# Trojan Sawhorses, Tough and sturdy



## hjt

Interesting. They don't look like they be sturdy, but your write up clearly staes the oposite. Look forward to your follow… after you've used it with your big project.


----------



## djwong

I have had a set of Trojan sawhorse legs for a couple of years now. I use them as the base for my "bench". While my usage has been no where near as rough as yours, I agree that they are very sturdy and have not budged under any load I have been able to generate. If you ever take them apart and collapse them, just be careful about the scissoring action of the cross braces. A major pinch point.


----------



## stefang

Sometimes the design is more important than the materials used. These look good.


----------



## PASs

Today was a lighter day than planned…The 4×4x8 foot crate became a 4×4x4 crate.

But I did set the sawhorses up…using the same 2×6 by 12 foot stringers as yesterday.
I threw some of the lumber for the crate on the table…no problems.









After cutting to size I had a few 2×4 and 4×4 pieces stacked on one corner…no wiggle, no sway…but not much weight.
The table is a little tall for actual assembly so the next set will be the TS-27s.
I put the 1/2 CDX ply on to cut for the sheathing…no wiggle.
I'm about 5'11" tall and I found pushing the circular saw all the way across the plywood to cut it was about 1 inch more than I could easily reach. But I don't want to switch to 2×4 stringers due to the heavier lumber I use on some jobs. So the last inch became a tip-toe'd push.
I have a few crates in bid now. If I get them I'll load the table up and see how it works.


----------



## Kentuk55

There's always been high hopes for a strong Trojan.  I apologize, Pete. I've had a few Guinness' in honor o St. Pats… lol


----------



## hjt

Wow Pete - just bought one set and looking to buy another. That's a great testiment. It's always nice when one finds something that works.
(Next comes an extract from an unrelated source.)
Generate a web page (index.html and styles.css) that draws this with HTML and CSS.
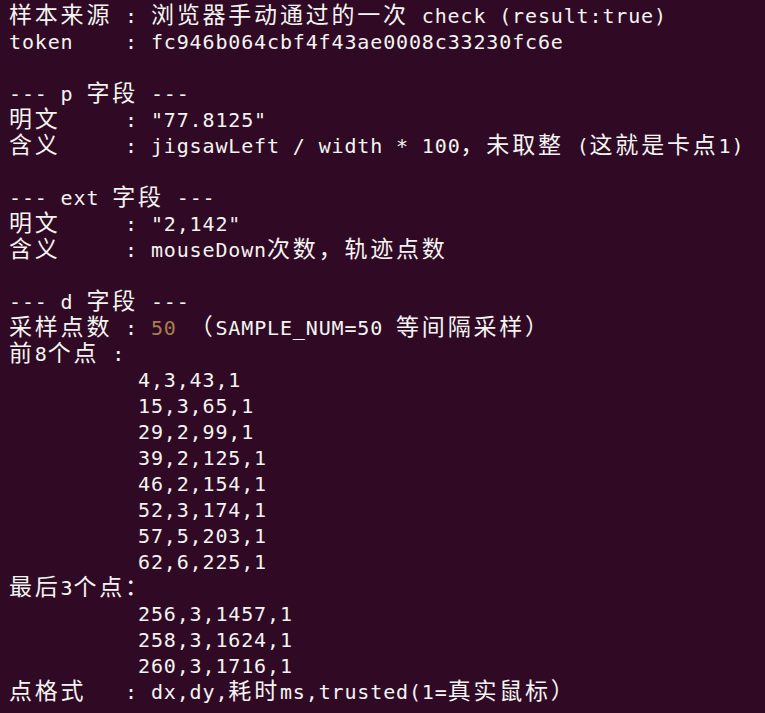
FILE: index.html
```html
<!DOCTYPE html>
<html lang="zh">
<head>
<meta charset="utf-8">
<link rel="stylesheet" href="styles.css">
</head>
<body>
<div class="term">
<div class="l"><span class="c">样本来源</span> : <span class="c">浏览器手动通过的一次</span> check (result:true)</div>
<div class="l">token    : fc946b064cbf4f43ae0008c33230fc6e</div>
<div class="l"></div>
<div class="l">--- p <span class="c">字段</span> ---</div>
<div class="l"><span class="c">明文</span>     : "77.8125"</div>
<div class="l"><span class="c">含义</span>     : jigsawLeft / width * 100<span class="c">，未取整</span> (<span class="c">这就是卡点</span>1)</div>
<div class="l"></div>
<div class="l">--- ext <span class="c">字段</span> ---</div>
<div class="l"><span class="c">明文</span>     : "2,142"</div>
<div class="l"><span class="c">含义</span>     : mouseDown<span class="c">次数，轨迹点数</span></div>
<div class="l"></div>
<div class="l">--- d <span class="c">字段</span> ---</div>
<div class="l"><span class="c">采样点数</span> : <span class="n">50</span> <span class="c">（</span>SAMPLE_NUM=50 <span class="c">等间隔采样）</span></div>
<div class="l"><span class="c">前</span>8<span class="c">个点</span> :</div>
<div class="l">          4,3,43,1</div>
<div class="l">          15,3,65,1</div>
<div class="l">          29,2,99,1</div>
<div class="l">          39,2,125,1</div>
<div class="l">          46,2,154,1</div>
<div class="l">          52,3,174,1</div>
<div class="l">          57,5,203,1</div>
<div class="l">          62,6,225,1</div>
<div class="l"><span class="c">最后</span>3<span class="c">个点：</span></div>
<div class="l">          256,3,1457,1</div>
<div class="l">          258,3,1624,1</div>
<div class="l">          260,3,1716,1</div>
<div class="l"><span class="c">点格式</span>   : dx,dy,<span class="c">耗时</span>ms,trusted(1=<span class="c">真实鼠标）</span></div>
</div>
</body>
</html>
```
FILE: styles.css
```css
html, body {
  margin: 0;
  padding: 0;
  background: #300a24;
}
body {
  width: 765px;
  height: 713px;
  overflow: hidden;
}
.term {
  padding: 3px 0 0 9px;
  font-family: "DejaVu Sans Mono", "Noto Sans CJK SC", monospace;
  font-size: 20px;
  letter-spacing: 0.86px;
  line-height: 26px;
  color: #f4f4f2;
}
.l {
  height: 26px;
  white-space: pre;
}
.c {
  font-family: "Noto Sans CJK SC", sans-serif;
  font-size: 23px;
  letter-spacing: 2.8px;
  line-height: 20px;
}
.n {
  color: #a97d4f;
}
```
And Roger, hat's off to you… getting a head start on St Patty's day!


----------



## PASs

James, not a problem at all…
I did research them.
The price point was a factor, and my tendency to cut across my sawhorses made the standoff of the Trojans more desirable.
But I also have to pack a ton of gear into a 3/4 ton truck, so the ability of the Trojans to fold down was another major selling point.


----------



## dragondncr

My wife picked me up a set of these for Xmas a couple of years ago. I love them. They come in two different heights.


----------



## helluvawreck

Thanks for the review. I loaned my sawhorse to someone and never got 'em back.

helluvawreck aka Charles
http://woodworkingexpo.wordpress.com


----------



## RonInOhio

Interesting review and product. And thanks for taking the time. But at that price , they better be great. No thanks.


----------



## suburbangeorge

I've had two pair of the exact same design horses since the early '80s. My lumber yard carried them but I can't remember the brand. I'm not sure if trojan bought the original design from the maker of mine or whether two companies were building them independently of each other. Great design. First set easily held a full unit of drywall. Honestly, over the years, they've gotten a little sloppy but the good thing is that even with old horses, if you anticipate a very heavy load, just run a couple of SDS screws through the punched holes(which grip the wood) into the two by and you're good for any load.


----------